### Exercise directions:
For the entries below, how many lines include the word "screenshot"? Give the figure and nothing more.

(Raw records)
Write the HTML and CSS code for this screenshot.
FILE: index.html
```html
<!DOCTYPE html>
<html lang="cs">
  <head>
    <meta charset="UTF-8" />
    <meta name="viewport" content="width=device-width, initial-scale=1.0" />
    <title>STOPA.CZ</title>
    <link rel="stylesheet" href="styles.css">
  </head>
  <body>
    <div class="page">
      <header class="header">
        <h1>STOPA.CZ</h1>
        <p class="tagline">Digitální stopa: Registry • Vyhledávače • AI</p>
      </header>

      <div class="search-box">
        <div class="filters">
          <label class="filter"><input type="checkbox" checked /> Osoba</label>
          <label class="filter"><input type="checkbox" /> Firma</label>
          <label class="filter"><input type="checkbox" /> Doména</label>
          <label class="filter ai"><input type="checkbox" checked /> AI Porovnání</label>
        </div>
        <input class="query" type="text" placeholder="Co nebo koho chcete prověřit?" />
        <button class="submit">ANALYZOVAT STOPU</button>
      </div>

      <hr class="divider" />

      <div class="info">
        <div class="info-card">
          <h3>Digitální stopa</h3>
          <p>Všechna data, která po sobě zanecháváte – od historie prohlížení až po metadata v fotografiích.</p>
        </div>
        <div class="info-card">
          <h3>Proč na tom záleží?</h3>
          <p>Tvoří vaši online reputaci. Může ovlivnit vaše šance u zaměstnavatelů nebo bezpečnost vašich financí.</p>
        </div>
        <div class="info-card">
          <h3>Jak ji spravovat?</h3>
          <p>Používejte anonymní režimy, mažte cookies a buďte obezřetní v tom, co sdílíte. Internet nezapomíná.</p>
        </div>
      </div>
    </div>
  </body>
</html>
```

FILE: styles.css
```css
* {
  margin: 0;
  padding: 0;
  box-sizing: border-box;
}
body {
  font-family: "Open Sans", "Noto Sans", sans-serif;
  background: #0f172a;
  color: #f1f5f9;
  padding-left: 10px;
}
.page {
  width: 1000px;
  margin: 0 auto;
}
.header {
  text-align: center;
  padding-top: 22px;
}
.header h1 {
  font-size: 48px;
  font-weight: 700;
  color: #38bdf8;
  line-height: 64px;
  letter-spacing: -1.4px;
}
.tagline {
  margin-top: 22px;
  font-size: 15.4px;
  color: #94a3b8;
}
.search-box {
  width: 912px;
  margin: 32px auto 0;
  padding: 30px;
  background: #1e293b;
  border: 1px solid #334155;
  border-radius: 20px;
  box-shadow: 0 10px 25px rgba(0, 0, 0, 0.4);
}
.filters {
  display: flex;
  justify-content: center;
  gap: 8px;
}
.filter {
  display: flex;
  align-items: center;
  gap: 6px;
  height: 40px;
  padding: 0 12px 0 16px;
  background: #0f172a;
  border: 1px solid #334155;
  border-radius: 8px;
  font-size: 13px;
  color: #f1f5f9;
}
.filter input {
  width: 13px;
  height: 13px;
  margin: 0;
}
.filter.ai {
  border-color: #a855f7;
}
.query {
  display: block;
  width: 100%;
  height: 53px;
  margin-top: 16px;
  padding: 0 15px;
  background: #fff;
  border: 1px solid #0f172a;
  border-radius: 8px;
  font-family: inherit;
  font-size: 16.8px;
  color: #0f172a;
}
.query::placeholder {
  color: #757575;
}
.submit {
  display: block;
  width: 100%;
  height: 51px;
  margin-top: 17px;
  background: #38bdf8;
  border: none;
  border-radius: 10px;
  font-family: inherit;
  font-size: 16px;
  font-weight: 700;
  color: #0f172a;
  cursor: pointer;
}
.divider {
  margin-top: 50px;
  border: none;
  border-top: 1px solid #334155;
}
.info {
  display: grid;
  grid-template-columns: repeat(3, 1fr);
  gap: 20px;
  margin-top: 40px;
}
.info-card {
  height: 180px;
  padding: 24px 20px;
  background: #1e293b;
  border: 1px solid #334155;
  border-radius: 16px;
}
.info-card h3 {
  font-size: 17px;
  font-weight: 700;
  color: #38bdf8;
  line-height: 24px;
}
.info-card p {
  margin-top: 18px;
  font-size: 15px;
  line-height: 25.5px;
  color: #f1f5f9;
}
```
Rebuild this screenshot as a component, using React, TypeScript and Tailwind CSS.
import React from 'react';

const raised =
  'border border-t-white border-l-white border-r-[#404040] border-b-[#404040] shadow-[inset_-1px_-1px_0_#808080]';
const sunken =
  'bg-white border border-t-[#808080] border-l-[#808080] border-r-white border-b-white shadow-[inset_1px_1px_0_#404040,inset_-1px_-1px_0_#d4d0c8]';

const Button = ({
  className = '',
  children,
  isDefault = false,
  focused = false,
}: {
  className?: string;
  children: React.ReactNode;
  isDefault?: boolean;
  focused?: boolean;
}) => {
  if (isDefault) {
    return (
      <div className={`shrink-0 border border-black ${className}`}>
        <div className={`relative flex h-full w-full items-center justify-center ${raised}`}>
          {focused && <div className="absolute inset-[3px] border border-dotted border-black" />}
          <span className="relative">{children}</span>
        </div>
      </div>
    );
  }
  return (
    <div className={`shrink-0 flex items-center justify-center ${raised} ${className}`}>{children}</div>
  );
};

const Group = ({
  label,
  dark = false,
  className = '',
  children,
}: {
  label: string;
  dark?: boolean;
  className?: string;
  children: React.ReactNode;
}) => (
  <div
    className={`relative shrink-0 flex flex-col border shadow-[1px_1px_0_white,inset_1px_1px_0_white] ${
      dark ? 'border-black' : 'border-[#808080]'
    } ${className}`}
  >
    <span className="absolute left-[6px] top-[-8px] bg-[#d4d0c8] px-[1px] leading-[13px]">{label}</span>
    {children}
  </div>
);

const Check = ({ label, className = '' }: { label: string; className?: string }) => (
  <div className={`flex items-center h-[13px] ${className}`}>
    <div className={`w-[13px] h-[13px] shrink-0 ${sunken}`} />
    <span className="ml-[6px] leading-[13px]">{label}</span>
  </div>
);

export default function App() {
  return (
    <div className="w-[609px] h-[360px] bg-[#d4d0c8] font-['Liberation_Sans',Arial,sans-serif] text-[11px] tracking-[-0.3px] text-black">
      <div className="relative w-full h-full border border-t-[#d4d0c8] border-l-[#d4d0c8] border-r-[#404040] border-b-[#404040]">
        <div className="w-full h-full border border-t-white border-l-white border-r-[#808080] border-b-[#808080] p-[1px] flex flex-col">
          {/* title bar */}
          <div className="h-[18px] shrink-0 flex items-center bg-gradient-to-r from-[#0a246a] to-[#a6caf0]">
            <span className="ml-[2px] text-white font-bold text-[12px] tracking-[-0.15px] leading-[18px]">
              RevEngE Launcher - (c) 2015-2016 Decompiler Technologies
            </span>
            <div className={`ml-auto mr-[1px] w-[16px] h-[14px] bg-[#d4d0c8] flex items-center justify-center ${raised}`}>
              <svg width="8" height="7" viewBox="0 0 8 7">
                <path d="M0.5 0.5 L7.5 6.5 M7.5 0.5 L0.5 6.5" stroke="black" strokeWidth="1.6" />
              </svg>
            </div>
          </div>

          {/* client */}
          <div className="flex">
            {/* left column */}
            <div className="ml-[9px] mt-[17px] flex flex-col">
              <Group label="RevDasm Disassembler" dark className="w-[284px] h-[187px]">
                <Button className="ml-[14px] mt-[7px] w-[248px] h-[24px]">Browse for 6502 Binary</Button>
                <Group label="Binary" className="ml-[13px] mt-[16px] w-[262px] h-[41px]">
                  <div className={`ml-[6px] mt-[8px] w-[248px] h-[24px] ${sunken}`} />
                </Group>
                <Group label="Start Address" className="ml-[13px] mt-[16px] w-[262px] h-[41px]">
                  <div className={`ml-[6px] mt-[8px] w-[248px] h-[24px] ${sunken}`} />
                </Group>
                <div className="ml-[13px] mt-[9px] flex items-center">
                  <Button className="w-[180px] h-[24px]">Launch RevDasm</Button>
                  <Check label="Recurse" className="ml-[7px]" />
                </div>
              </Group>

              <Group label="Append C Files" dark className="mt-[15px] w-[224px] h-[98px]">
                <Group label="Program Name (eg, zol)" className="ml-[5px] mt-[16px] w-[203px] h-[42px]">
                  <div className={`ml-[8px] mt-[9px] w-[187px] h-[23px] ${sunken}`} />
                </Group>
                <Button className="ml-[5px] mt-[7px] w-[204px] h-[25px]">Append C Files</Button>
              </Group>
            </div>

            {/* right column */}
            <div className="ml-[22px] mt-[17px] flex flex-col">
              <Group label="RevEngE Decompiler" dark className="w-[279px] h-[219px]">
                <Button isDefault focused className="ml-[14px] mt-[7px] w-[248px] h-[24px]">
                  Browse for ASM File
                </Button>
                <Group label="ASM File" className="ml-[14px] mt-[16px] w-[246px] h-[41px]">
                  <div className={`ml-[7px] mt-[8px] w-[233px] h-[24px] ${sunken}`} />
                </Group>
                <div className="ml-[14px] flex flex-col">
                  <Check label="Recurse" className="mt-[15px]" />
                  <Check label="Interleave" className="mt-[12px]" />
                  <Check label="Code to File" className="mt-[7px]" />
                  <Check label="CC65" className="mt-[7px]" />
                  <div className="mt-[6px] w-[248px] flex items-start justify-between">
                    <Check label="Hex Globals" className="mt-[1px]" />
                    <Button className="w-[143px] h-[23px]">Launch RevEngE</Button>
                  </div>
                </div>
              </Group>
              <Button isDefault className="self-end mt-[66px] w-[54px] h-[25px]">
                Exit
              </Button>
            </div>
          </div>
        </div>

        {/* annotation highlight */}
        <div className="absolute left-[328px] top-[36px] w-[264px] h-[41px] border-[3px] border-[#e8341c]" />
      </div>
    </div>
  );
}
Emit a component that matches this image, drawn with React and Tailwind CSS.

### Correct result:
2